July 29

NOT from a vain or shallow thought
His awful Jove young Phidias brought;
Never from lips of cunning fell
The thrilling Delphic oracle;
Out from the heart of nature rolled
The burdens of the Bible old;
The litanies of nature came,
Like the volcano’s tongue of flame,
Up from the burning core below,—
The canticles of love and woe:
The hand that rounded Peter’s dome
And groined the aisles of Christian Rome,
Wrought in a sad sincerity;
Himself from God he could not free;
He builded better than he knew;—
The conscious stone to beauty grew.
Ralph Waldo Emerson


IF a man be gracious and courteous to strangers it shows he is a citizen of the world, and that his heart is no island cut off from other lands, but a continent that joins to them.
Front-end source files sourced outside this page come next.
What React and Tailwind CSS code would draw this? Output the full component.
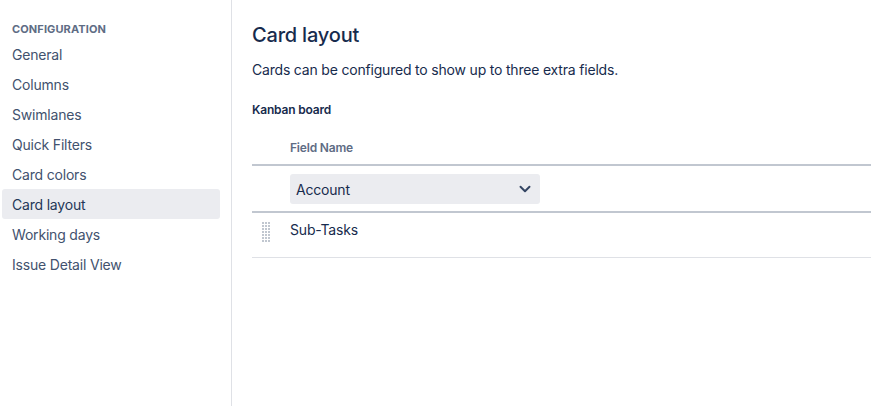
import { ChevronDown } from "lucide-react";

const items = [
  "General",
  "Columns",
  "Swimlanes",
  "Quick Filters",
  "Card colors",
  "Card layout",
  "Working days",
  "Issue Detail View",
];

const DragHandle = () => (
  <svg width="9" height="21" viewBox="0 0 9 21" className="block">
    {[0, 1, 2, 3, 4, 5, 6].map((r) =>
      [0, 1, 2].map((c) => (
        <rect key={`${r}-${c}`} x={c * 3} y={r * 3} width="2" height="2" fill="#c1c7d0" />
      ))
    )}
  </svg>
);

export default function App() {
  return (
    <div
      className="flex w-[871px] h-[406px] bg-white text-[#172b4d] overflow-hidden tracking-[-0.012em]"
      style={{ fontFamily: "Inter, 'Noto Sans', sans-serif" }}
    >
      <aside className="w-[232px] shrink-0 border-r border-[#dfe1e6] pl-[2px] pr-[11px] pt-[21px]">
        <div className="h-[18px] px-[10px] text-[11px] font-bold uppercase tracking-[0.01em] text-[#5e6c84] leading-[16px]">
          Configuration
        </div>
        <nav className="flex flex-col">
          {items.map((item) => (
            <div
              key={item}
              className={`h-[30px] flex items-center px-[10px] rounded-[3px] text-[14px] ${
                item === "Card layout" ? "bg-[#ebecf0] text-[#253858]" : "text-[#42526e]"
              }`}
            >
              {item}
            </div>
          ))}
        </nav>
      </aside>

      <main className="flex-1 pl-[20px] pt-[23px]">
        <h1 className="text-[20px] leading-[24px] font-medium">Card layout</h1>
        <p className="mt-[13px] text-[14px] leading-[20px]">
          Cards can be configured to show up to three extra fields.
        </p>
        <h2 className="mt-[22px] text-[12px] leading-[16px] font-semibold">Kanban board</h2>

        <div className="mt-[21px]">
          <div className="flex items-center h-[27px] border-b-2 border-[#c1c7d0]">
            <div className="w-[38px]" />
            <div className="text-[12px] font-semibold text-[#5e6c84] pb-[8px]">Field Name</div>
          </div>
          <div className="flex items-start pt-[8px] h-[47px] border-b-2 border-[#c1c7d0]">
            <div className="w-[38px]" />
            <div className="w-[250px] h-[30px] bg-[#ebecf0] rounded-[3px] flex items-center justify-between pl-[6px] pr-[6px] text-[14px]">
              <span>Account</span>
              <ChevronDown size={18} strokeWidth={2.6} className="text-[#344563]" />
            </div>
          </div>
          <div className="flex items-center h-[45px] border-b border-[#dfe1e6]">
            <div className="w-[38px] pl-[10px] pb-[6px]">
              <DragHandle />
            </div>
            <div className="text-[14px] pb-[11px]">Sub-Tasks</div>
          </div>
        </div>
      </main>
    </div>
  );
}
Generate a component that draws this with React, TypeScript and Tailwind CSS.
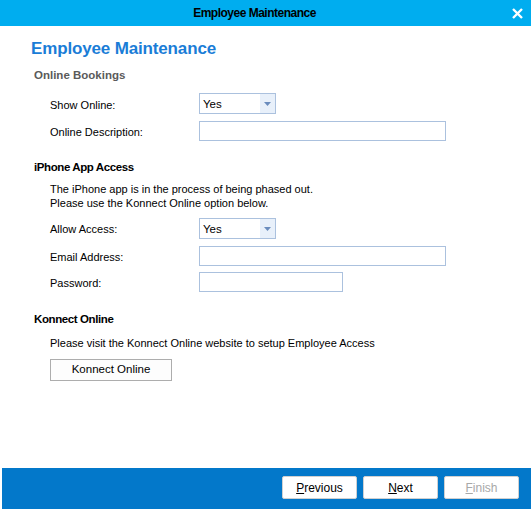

If he be compassionate towards the affliction of others it shows that his heart is like the noble tree that is wounded itself when it gives the balm. If he easily pardons and remits offences it shows that his mind is planted above injuries, so that he cannot be shot. If he be thankful for small benefits it shows that he weighs men’s minds, and not their trash. But, above all, if he have St. Paul’s perfection, that he would wish to be an anathema from Christ, for the salvation of his brethren, it shows much of a divine nature, and a kind of conformity with Christ Himself.